Short task
With the pictures left out, copy the listing below exactly.

Data excerpt
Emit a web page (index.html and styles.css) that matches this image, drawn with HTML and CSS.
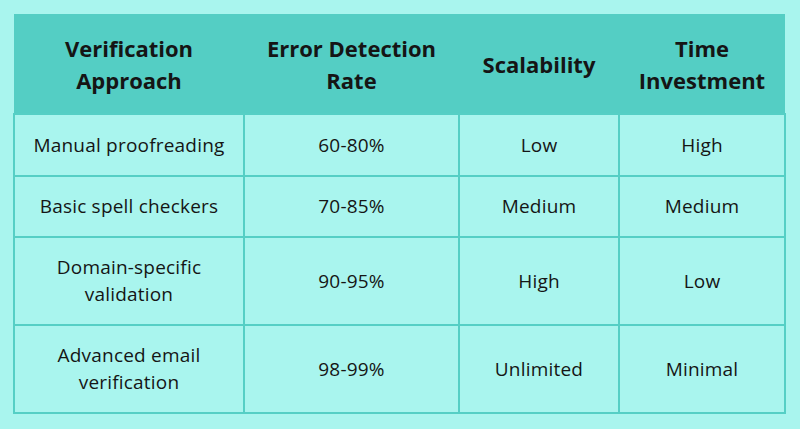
FILE: index.html
```html
<!DOCTYPE html>
<html>
<head>
<meta charset="utf-8">
<link rel="stylesheet" href="styles.css">
</head>
<body>
<div class="wrap">
<table class="cmp">
<colgroup>
<col class="c1"><col class="c2"><col class="c3"><col class="c4">
</colgroup>
<thead>
<tr class="head">
<th>Verification<br>Approach</th>
<th>Error Detection<br>Rate</th>
<th>Scalability</th>
<th>Time<br>Investment</th>
</tr>
</thead>
<tbody>
<tr class="r1"><td>Manual proofreading</td><td>60-80%</td><td>Low</td><td>High</td></tr>
<tr class="r2"><td>Basic spell checkers</td><td>70-85%</td><td>Medium</td><td>Medium</td></tr>
<tr class="r3"><td>Domain-specific<br>validation</td><td>90-95%</td><td>High</td><td>Low</td></tr>
<tr class="r4"><td>Advanced email<br>verification</td><td>98-99%</td><td>Unlimited</td><td>Minimal</td></tr>
</tbody>
</table>
</div>
</body>
</html>
```

FILE: styles.css
```css
html, body {
  margin: 0;
  padding: 0;
  background: #a9f5ee;
}
.wrap {
  padding: 14px 16px 0 13px;
}
.cmp {
  width: 771px;
  border-collapse: collapse;
  table-layout: fixed;
  font-family: "Open Sans", sans-serif;
  color: #151515;
}
.c1 { width: 230px; }
.c2 { width: 215px; }
.c3 { width: 160px; }
.c4 { width: 166px; }
.head {
  background: #54cec4;
  height: 100px;
}
.head th {
  font-weight: 700;
  font-size: 22px;
  line-height: 32px;
  padding: 0;
  text-align: center;
  vertical-align: middle;
}
tbody td {
  border: 2px solid #55cfc5;
  font-size: 19px;
  line-height: 27px;
  letter-spacing: 0.2px;
  text-align: center;
  vertical-align: middle;
  padding: 0;
}
.r1 { height: 62px; }
.r2 { height: 61px; }
.r3 { height: 88px; }
.r4 { height: 88px; }
```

Worked solution
Emit a web page (index.html and styles.css) that matches this image, drawn with HTML and CSS.
FILE: index.html
```html
<!DOCTYPE html>
<html>
<head>
<meta charset="utf-8">
<link rel="stylesheet" href="styles.css">
</head>
<body>
<div class="wrap">
<table class="cmp">
<colgroup>
<col class="c1"><col class="c2"><col class="c3"><col class="c4">
</colgroup>
<thead>
<tr class="head">
<th>Verification<br>Approach</th>
<th>Error Detection<br>Rate</th>
<th>Scalability</th>
<th>Time<br>Investment</th>
</tr>
</thead>
<tbody>
<tr class="r1"><td>Manual proofreading</td><td>60-80%</td><td>Low</td><td>High</td></tr>
<tr class="r2"><td>Basic spell checkers</td><td>70-85%</td><td>Medium</td><td>Medium</td></tr>
<tr class="r3"><td>Domain-specific<br>validation</td><td>90-95%</td><td>High</td><td>Low</td></tr>
<tr class="r4"><td>Advanced email<br>verification</td><td>98-99%</td><td>Unlimited</td><td>Minimal</td></tr>
</tbody>
</table>
</div>
</body>
</html>
```

FILE: styles.css
```css
html, body {
  margin: 0;
  padding: 0;
  background: #a9f5ee;
}
.wrap {
  padding: 14px 16px 0 13px;
}
.cmp {
  width: 771px;
  border-collapse: collapse;
  table-layout: fixed;
  font-family: "Open Sans", sans-serif;
  color: #151515;
}
.c1 { width: 230px; }
.c2 { width: 215px; }
.c3 { width: 160px; }
.c4 { width: 166px; }
.head {
  background: #54cec4;
  height: 100px;
}
.head th {
  font-weight: 700;
  font-size: 22px;
  line-height: 32px;
  padding: 0;
  text-align: center;
  vertical-align: middle;
}
tbody td {
  border: 2px solid #55cfc5;
  font-size: 19px;
  line-height: 27px;
  letter-spacing: 0.2px;
  text-align: center;
  vertical-align: middle;
  padding: 0;
}
.r1 { height: 62px; }
.r2 { height: 61px; }
.r3 { height: 88px; }
.r4 { height: 88px; }
```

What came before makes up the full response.